Post-ride care is straightforward if you stay on top of it. The moisture-wicking antimicrobial liner is removable and washable - take it out after muddy sessions, hand wash it with mild soap, and let it air dry away from direct heat. That last part applies to the whole helmet: keep it away from radiators and car dashboards. Sustained heat degrades EPS foam faster than most people realise, reducing its ability to absorb impact without showing any visible damage. A hook in a cool shed or a bag in the hallway is fine; sitting on a warm boiler cupboard shelf is not. Check the shell and foam for cracks after any significant impact - EPS can be compromised internally even when the outer shell looks intact, and that's the point at which the helmet needs replacing, not patching. Rounding out the kit, TLD body armour and TLD gloves are worth adding to the mix for riders starting to push into rougher ground.
Troy Lee Designs Kids Helmets FAQs
How do I measure my child's head for a Troy Lee Designs helmet?
Wrap a soft tape measure around the head roughly 2cm above the eyebrows - that's the widest point and the measurement TLD uses for sizing. Get the figure in centimetres, then cross-reference it with the TLD youth sizing chart on the product page. If your child sits between two sizes, go up; a slightly larger shell you can dial in is safer than one that's too tight.
Do Troy Lee Designs kids helmets feature MIPS?
Most do. MIPS adds a thin low-friction slip layer inside the helmet that's designed to redirect rotational energy during an angled impact - the kind that happens in real crashes. It's a meaningful addition, not a marketing badge. That said, not every model in the youth range includes it, so check the individual product description before buying.

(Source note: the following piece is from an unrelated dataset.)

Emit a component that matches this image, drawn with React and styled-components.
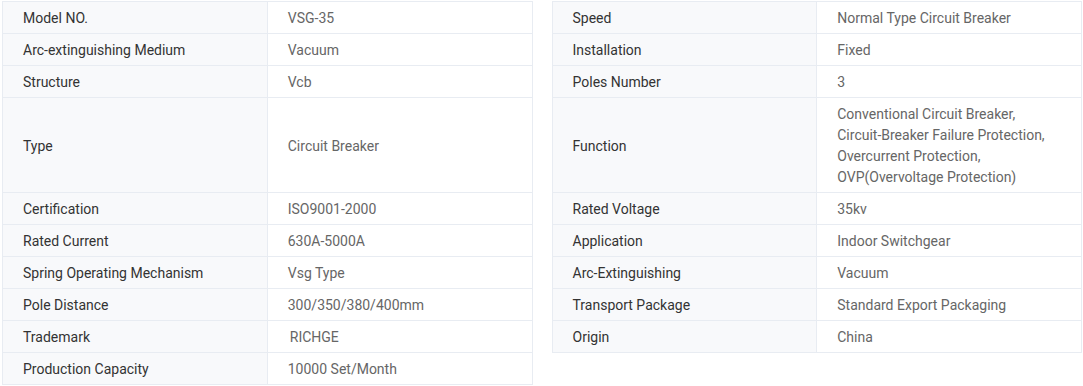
import styled, { createGlobalStyle } from 'styled-components'

const GlobalStyle = createGlobalStyle`
    html, body {
        margin: 0;
        background: #fff;
    }
`

const Wrapper = styled.div`
    padding: 1px 2px;
    font-family: Roboto, 'Liberation Sans', sans-serif;
    font-size: 14px;
`

const Table = styled.table`
    width: 1080px;
    border-collapse: collapse;
    table-layout: fixed;
`

const Label = styled.td`
    border: 1px solid #e8ecf2;
    background: #f8f9fb;
    color: #333;
    padding: 6px 20px 4px;
    line-height: 21px;
    vertical-align: middle;
`

const Value = styled.td`
    border: 1px solid #e8ecf2;
    background: #fff;
    color: #666;
    padding: 6px 20px 4px ${(props) => (props.$indent ? '22px' : '20px')};
    line-height: 21px;
    vertical-align: middle;
`

const Spacer = styled.td`
    width: 20px;
    padding: 0;
    border: none;
`

const left = [
    ['Model NO.', 'VSG-35'],
    ['Arc-extinguishing Medium', 'Vacuum'],
    ['Structure', 'Vcb'],
    ['Type', 'Circuit Breaker'],
    ['Certification', 'ISO9001-2000'],
    ['Rated Current', '630A-5000A'],
    ['Spring Operating Mechanism', 'Vsg Type'],
    ['Pole Distance', '300/350/380/400mm'],
    ['Trademark', 'RICHGE', true],
    ['Production Capacity', '10000 Set/Month'],
]

const right = [
    ['Speed', 'Normal Type Circuit Breaker'],
    ['Installation', 'Fixed'],
    ['Poles Number', '3'],
    [
        'Function',
        [
            'Conventional Circuit Breaker,',
            'Circuit-Breaker Failure Protection,',
            'Overcurrent Protection,',
            'OVP(Overvoltage Protection)',
        ],
    ],
    ['Rated Voltage', '35kv'],
    ['Application', 'Indoor Switchgear'],
    ['Arc-Extinguishing', 'Vacuum'],
    ['Transport Package', 'Standard Export Packaging'],
    ['Origin', 'China'],
]

const renderValue = (v) =>
    Array.isArray(v)
        ? v.map((line, i) => (
              <span key={i}>
                  {line}
                  {i < v.length - 1 && <br />}
              </span>
          ))
        : v

const App = () => {
    return (
        <Wrapper>
            <GlobalStyle />
            <Table>
                <colgroup>
                    <col />
                    <col />
                    <col style={{ width: 20 }} />
                    <col />
                    <col />
                </colgroup>
                <tbody>
                    {left.map((row, i) => (
                        <tr key={i}>
                            <Label>{row[0]}</Label>
                            <Value $indent={row[2]}>{row[1]}</Value>
                            <Spacer />
                            {right[i] && (
                                <>
                                    <Label>{right[i][0]}</Label>
                                    <Value>{renderValue(right[i][1])}</Value>
                                </>
                            )}
                        </tr>
                    ))}
                </tbody>
            </Table>
        </Wrapper>
    )
}

export default App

When should my child upgrade from a youth to an adult MTB helmet?
Once their head circumference pushes past the top of the youth size range - typically around 53 - 54cm - it's time to move into adult sizing. Beyond the numbers, adult helmets are shaped around a different head profile, so fit quality improves when you make the switch at the right point rather than forcing a youth lid to stretch further than it's designed to.